Noise laws vary by jurisdiction – in Montgomery County, a “noise disturbance” is any sound that is:

  • Unpleasant, annoying, offensive, loud, or obnoxious
  • Unusual for the time of day or location where it is produced or heard
  • Detrimental to the health, comfort, or safety of any individual or the reasonable enjoyment of property or the lawful conduct of business because of the loudness.

Daytime residential noise levels should be no higher than 65 dBA (A-weighted decibels), and nighttime noise levels should be no higher than 55 dBA. A-weighted decibels describe the perception of a sound, which is generally lower than the actual decibels produced. For example a vacuum cleaner produces 70 dB, but the human ear perceives it as lower, especially if in the next room or an adjacent apartment.

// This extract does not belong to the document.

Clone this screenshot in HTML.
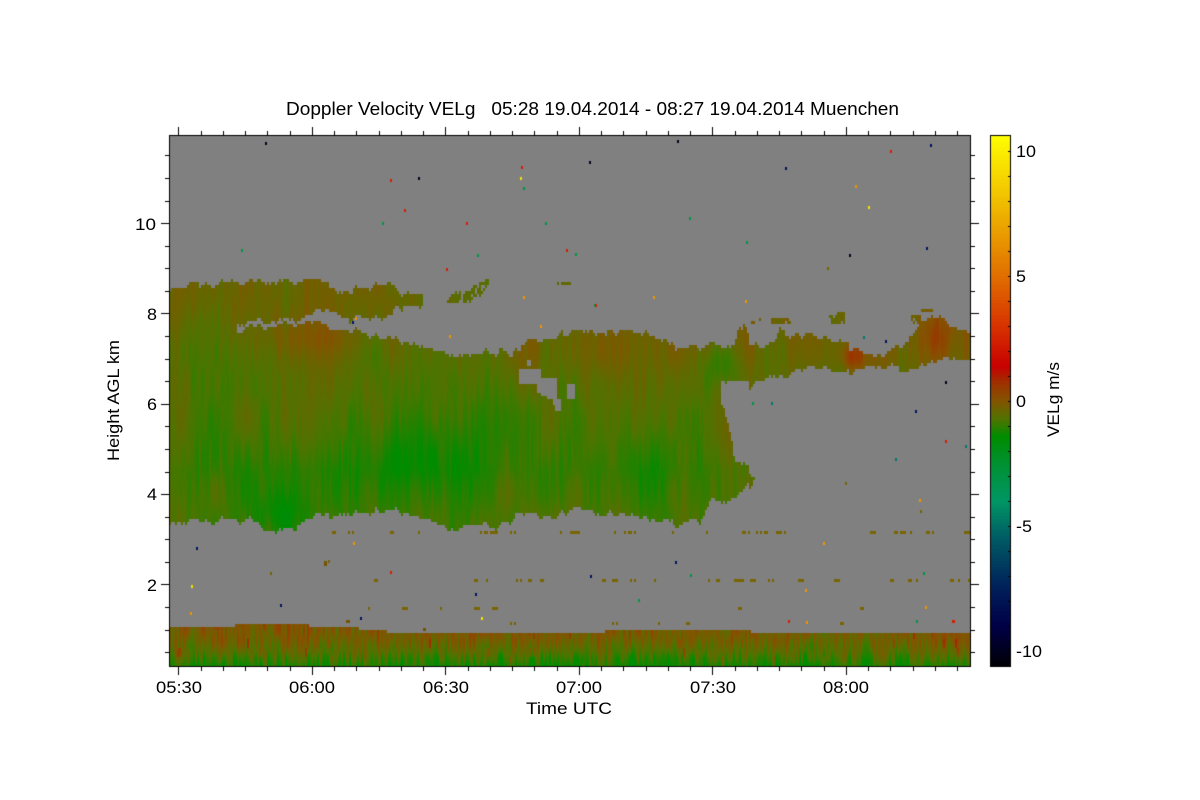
<!DOCTYPE html>
<html lang="en">
<head>
<meta charset="utf-8">
<title>Doppler Velocity VELg</title>
<style>
html,body{margin:0;padding:0;background:#fff;width:1200px;height:800px;overflow:hidden}
#c,#t{position:absolute;left:0;top:0;width:1200px;height:800px}
text{font-family:"Liberation Sans",sans-serif;fill:#000;font-size:17px}
</style>
</head>
<body>
<canvas id="c" width="1200" height="800"></canvas>
<svg id="t" viewBox="0 0 1200 800" xmlns="http://www.w3.org/2000/svg">
<text x="286" y="115" style="font-size:18px" textLength="613" lengthAdjust="spacingAndGlyphs" xml:space="preserve">Doppler Velocity VELg   05:28 19.04.2014 - 08:27 19.04.2014 Muenchen</text>
<text x="135" y="230" textLength="21" lengthAdjust="spacingAndGlyphs">10</text>
<text x="147" y="320" textLength="10" lengthAdjust="spacingAndGlyphs">8</text>
<text x="147" y="410" textLength="10" lengthAdjust="spacingAndGlyphs">6</text>
<text x="147" y="500" textLength="10" lengthAdjust="spacingAndGlyphs">4</text>
<text x="147" y="591" textLength="10" lengthAdjust="spacingAndGlyphs">2</text>
<text x="156" y="693" textLength="46" lengthAdjust="spacingAndGlyphs">05:30</text>
<text x="289" y="693" textLength="46" lengthAdjust="spacingAndGlyphs">06:00</text>
<text x="423" y="693" textLength="46" lengthAdjust="spacingAndGlyphs">06:30</text>
<text x="556" y="693" textLength="46" lengthAdjust="spacingAndGlyphs">07:00</text>
<text x="690" y="693" textLength="46" lengthAdjust="spacingAndGlyphs">07:30</text>
<text x="823" y="693" textLength="46" lengthAdjust="spacingAndGlyphs">08:00</text>
<text x="526" y="714" textLength="86" lengthAdjust="spacingAndGlyphs">Time UTC</text>
<text transform="translate(119,461) rotate(-90)" x="0" y="0" textLength="121" lengthAdjust="spacingAndGlyphs">Height AGL km</text>
<text x="1016" y="157" textLength="20" lengthAdjust="spacingAndGlyphs">10</text>
<text x="1016" y="282" textLength="10" lengthAdjust="spacingAndGlyphs">5</text>
<text x="1016" y="407" textLength="10" lengthAdjust="spacingAndGlyphs">0</text>
<text x="1016" y="532" textLength="16" lengthAdjust="spacingAndGlyphs">-5</text>
<text x="1016" y="657" textLength="26" lengthAdjust="spacingAndGlyphs">-10</text>
<text transform="translate(1059,437) rotate(-90)" x="0" y="0" textLength="75" lengthAdjust="spacingAndGlyphs">VELg m/s</text>
</svg>
<script>
(function(){
var c=document.getElementById('c').getContext('2d');
c.fillStyle='#fff';c.fillRect(0,0,1200,800);
c.fillStyle='#808080';c.fillRect(169,135,801,531);
var stops=[[10.7,255,255,0],[8,240,190,0],[5,225,110,0],[3,215,50,0],[1.4,200,0,0],[0.8,160,45,0],[0,130,85,0],[-0.7,80,115,0],[-1.4,0,140,0],[-2.5,0,145,50],[-4,0,150,100],[-5.5,0,90,100],[-7.5,0,30,90],[-9,0,0,70],[-10.7,0,0,0]];
function col(v){
  if(v>=stops[0][0])return 'rgb(255,255,0)';
  for(var i=1;i<stops.length;i++){
    if(v>=stops[i][0]){
      var a=stops[i-1],b=stops[i],t=(v-b[0])/(a[0]-b[0]);
      return 'rgb('+Math.round(b[1]+(a[1]-b[1])*t)+','+Math.round(b[2]+(a[2]-b[2])*t)+','+Math.round(b[3]+(a[3]-b[3])*t)+')';
    }
  }
  return '#000';
}
function h(i,j){var s=Math.sin(i*127.1+j*311.7)*43758.5453;return s-Math.floor(s);}
function sm(t){return t*t*(3-2*t);}
function n(x,y){
  var i=Math.floor(x),j=Math.floor(y),u=sm(x-i),w=sm(y-j);
  return (h(i,j)*(1-u)+h(i+1,j)*u)*(1-w)+(h(i,j+1)*(1-u)+h(i+1,j+1)*u)*w;
}
function gs(x,y,cx,cy,sx,sy,a){var dx=(x-cx)/sx,dy=(y-cy)/sy;return a*Math.exp(-dx*dx-dy*dy);}
function pw(t,p){
  if(t<=p[0][0])return p[0][1];
  for(var i=1;i<p.length;i++){if(t<=p[i][0]){var r=(t-p[i-1][0])/(p[i][0]-p[i-1][0]);return p[i-1][1]+(p[i][1]-p[i-1][1])*r;}}
  return p[p.length-1][1];
}
function path(pts){var q=new Path2D();q.moveTo(pts[0][0],pts[0][1]);for(var i=1;i<pts.length;i++)q.lineTo(pts[i][0],pts[i][1]);q.closePath();return q;}
var main=path([[169,289],[178,286],[195,284],[215,285],[235,283],[260,282],[285,283],[310,281],[332,283],[338,290],[350,289],[365,286],[393,285],[396,292],[410,294],[423,293],[423,306],[398,307],[394,312],[390,317],[382,320],[372,316],[360,315],[350,318],[338,312],[330,308],[315,314],[300,320],[280,322],[260,322],[240,323],[236,326],[236,333],[245,328],[275,327],[300,324],[320,324],[345,328],[365,332],[380,339],[400,341],[418,345],[440,352],[470,358],[490,352],[505,353],[520,352],[525,343],[548,338],[575,332],[600,333],[630,331],[650,333],[670,345],[690,348],[720,344],[735,345],[737,330],[745,328],[750,342],[765,348],[775,345],[780,332],[790,335],[800,337],[812,335],[820,338],[840,340],[850,347],[862,355],[875,358],[880,352],[890,352],[897,345],[905,342],[915,333],[920,325],[930,320],[940,318],[950,325],[970,330],[970,358],[945,358],[930,366],[915,370],[890,366],[880,366],[870,368],[855,372],[845,374],[830,368],[812,368],[790,372],[785,380],[760,381],[750,385],[735,380],[722,378],[720,385],[722,400],[727,415],[732,440],[735,460],[750,470],[756,478],[745,490],[735,498],[714,500],[700,520],[680,524],[640,516],[600,514],[575,509],[555,516],[520,515],[500,527],[480,525],[450,530],[430,520],[400,512],[350,512],[320,515],[300,525],[285,533],[265,530],[250,520],[210,522],[185,520],[169,525]]);
var holes=[
 path([[520,368],[540,368],[540,383],[520,383]]),
 path([[537,378],[556,378],[556,400],[561,400],[561,410],[556,410],[552,400],[537,392]]),
 path([[568,385],[575,385],[574,398],[567,398]]),
 path([[527,360],[531,360],[531,366],[527,366]])
];
var bits=[
 path([[447,303],[450,296],[460,290],[462,300],[455,303]]),
 path([[462,302],[465,292],[478,284],[488,279],[488,286],[480,296],[470,302]]),
 path([[828,314],[845,313],[846,323],[832,323]]),
 path([[908,315],[921,315],[922,322],[914,323]]),
 path([[921,309],[936,308],[936,311],[921,312]]),
 path([[750,320],[760,319],[760,322],[750,323]]),
 path([[772,318],[790,318],[790,323],[772,323]]),
 path([[558,282],[570,282],[570,284],[558,284]])
];
var band=path([[169,626],[300,625],[355,628],[400,633],[560,633],[620,631],[700,631],[800,632],[970,633],[970,666],[169,666]]);
function V(x,y){
  var b=pw(y,[[285,-0.38],[340,-0.42],[400,-0.72],[470,-1.02],[525,-0.78]]);
  if(x>500)b+=0.08;
  if(x>745)b+=0.1;
  b+=gs(x,y,720,365,22,25,-0.6);
  b+=gs(x,y,310,336,55,22,0.28);
  b+=gs(x,y,620,355,60,20,0.12);
  b+=gs(x,y,852,357,11,13,0.85);
  b+=gs(x,y,935,335,12,22,0.5);
  b+=gs(x,y,420,465,55,45,-0.4);
  b+=gs(x,y,655,460,18,50,-0.2);
  b+=gs(x,y,280,515,28,25,-0.5);
  b+=gs(x,y,190,345,30,40,-0.3);
  b+=gs(x,y,722,460,18,60,0.35);
  b+=(n(x/2.5,y/35)-0.5)*0.42+(n(x/22,y/70)-0.5)*0.5;
  return b;
}
function VB(x,y){
  var b=pw(y,[[626,-0.02],[640,-0.22],[652,-0.6],[666,-1.2]]);
  b+=(n(x/2,y/14)-0.5)*1.0+(n(x/18,y/30)-0.5)*0.4;
  if(h(Math.floor(x/2),Math.floor(y/9))>0.985)b+=0.7;
  return b;
}
for(var y=135;y<666;y+=3){
  for(var x=169;x<970;x+=2){
    var cx=x+1,cy=y+1.5,v=null;
    if(cy>=620){if(c.isPointInPath(band,cx,cy))v=VB(cx,cy);}
    else{
      var jy=cy+(n(x/5,3.3)-0.5)*9+(h(x,9)-0.5)*3;
      if(c.isPointInPath(main,cx,jy)){
        v=V(cx,cy);
        for(var k=0;k<holes.length;k++)if(c.isPointInPath(holes[k],cx,cy))v=null;
      }else if(cy<330){
        for(var m=0;m<bits.length;m++)if(c.isPointInPath(bits[m],cx,cy)&&h(x,y)>0.2){v=V(cx,cy);break;}
      }
    }
    if(v!==null){c.fillStyle=col(v);c.fillRect(x,y,2,3);}
  }
}
/* horizontal dashed olive lines */
function dash(y0,x0,x1,thr){
  for(var x=x0;x<x1;x+=2){
    if(h(Math.floor(x/6),y0)>thr&&h(x,y0+1)>0.45){c.fillStyle='rgb(120,100,0)';c.fillRect(x,y0,2,3);}
  }
}
dash(531,300,970,0.68);dash(579,370,970,0.8);dash(607,350,970,0.93);dash(622,420,970,0.93);
/* speckle */
var R='rgb(215,30,0)',O='rgb(235,150,0)',G='rgb(0,150,70)',K='rgb(5,5,30)',N='rgb(0,20,100)',Y='rgb(245,225,0)',T='rgb(0,120,110)',L='rgb(115,100,0)';
var sp=[[265,142,K],[521,166,R],[589,161,K],[677,140,K],[785,167,N],[890,150,R],[930,144,N],[390,179,R],[418,177,K],[520,177,Y],[523,187,G],[404,209,R],[382,222,G],[466,222,R],[545,222,G],[241,249,G],[566,249,R],[575,253,G],[446,268,R],[689,217,G],[855,185,O],[868,206,Y],[746,241,G],[849,254,K],[926,247,N],[827,267,L],[477,254,G],[594,304,G],[595,304,R],[745,300,O],[653,296,O],[523,296,O],[449,335,O],[540,325,O],[352,321,N],[355,317,O],[196,547,N],[191,585,Y],[190,612,O],[280,604,N],[360,617,N],[390,571,R],[353,542,O],[475,593,N],[481,617,Y],[823,542,O],[805,589,O],[675,561,N],[945,440,R],[965,445,T],[915,410,N],[945,381,K],[895,458,T],[919,499,O],[845,482,L],[752,402,G],[771,402,T],[885,340,N],[863,336,T],[590,575,N],[690,574,G],[638,599,G],[952,620,R],[953,620,R],[916,620,G],[925,606,O],[788,620,R],[806,621,O],[920,510,L],[923,572,G],[328,560,L],[270,572,L]];
sp.forEach(function(p){c.fillStyle=p[2];c.fillRect(p[0],p[1],2,3);});
c.fillStyle='rgb(115,85,0)';c.fillRect(324,561,3,5);c.fillRect(346,620,4,3);c.fillRect(423,628,3,3);
/* colourbar */
for(var yy=135;yy<666;yy+=3){c.fillStyle=col((401-yy-1)/25);c.fillRect(990,yy,20,3);}
/* frames and ticks */
c.fillStyle='#000';
function fr(x0,y0,x1,y1){c.fillRect(x0,y0,x1-x0+1,1);c.fillRect(x0,y1,x1-x0+1,1);c.fillRect(x0,y0,1,y1-y0+1);c.fillRect(x1,y0,1,y1-y0+1);}
fr(169,135,970,666);fr(990,135,1010,666);
for(var i=0;i<36;i++){
  var tx=Math.round(178.3+i*22.25),l=(i%6==0)?8:4;
  c.fillRect(tx,135-l,1,l);c.fillRect(tx,667,1,l);
}
for(var j=0;j<24;j++){
  var ky=0.5+j*0.5,ty=Math.round(675.8-ky*45.17)-1,maj=(j%4==3);
  if(ty<=135||ty>=666)continue;
  var ln=maj?8:4;
  c.fillRect(169-ln,ty,ln,1);c.fillRect(971,ty,ln,1);
}
for(var d=-10;d<=10;d++){
  var by=401-d*25;
  c.fillRect(1008,by,2,1);
}
})();
</script>
</body>
</html>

Landlords should ensure leases include a clause about noise. If the police make repeat trips to your property to quiet noisy tenants, you’re the one who will ultimately be held liable for violating noise ordinances.

Lusk Law, LLC, specializes in creating legal documents that protect landlords’ interests and comply with fair housing laws. We know that most landlord-tenant disputes can be avoided, when expectations are clearly communicated in a lease. If a dispute should arise, our experienced attorneys are happy to represent our clients in court. Please call us at 443-535-9715 or fill out our contact form if you have any questions about this topic.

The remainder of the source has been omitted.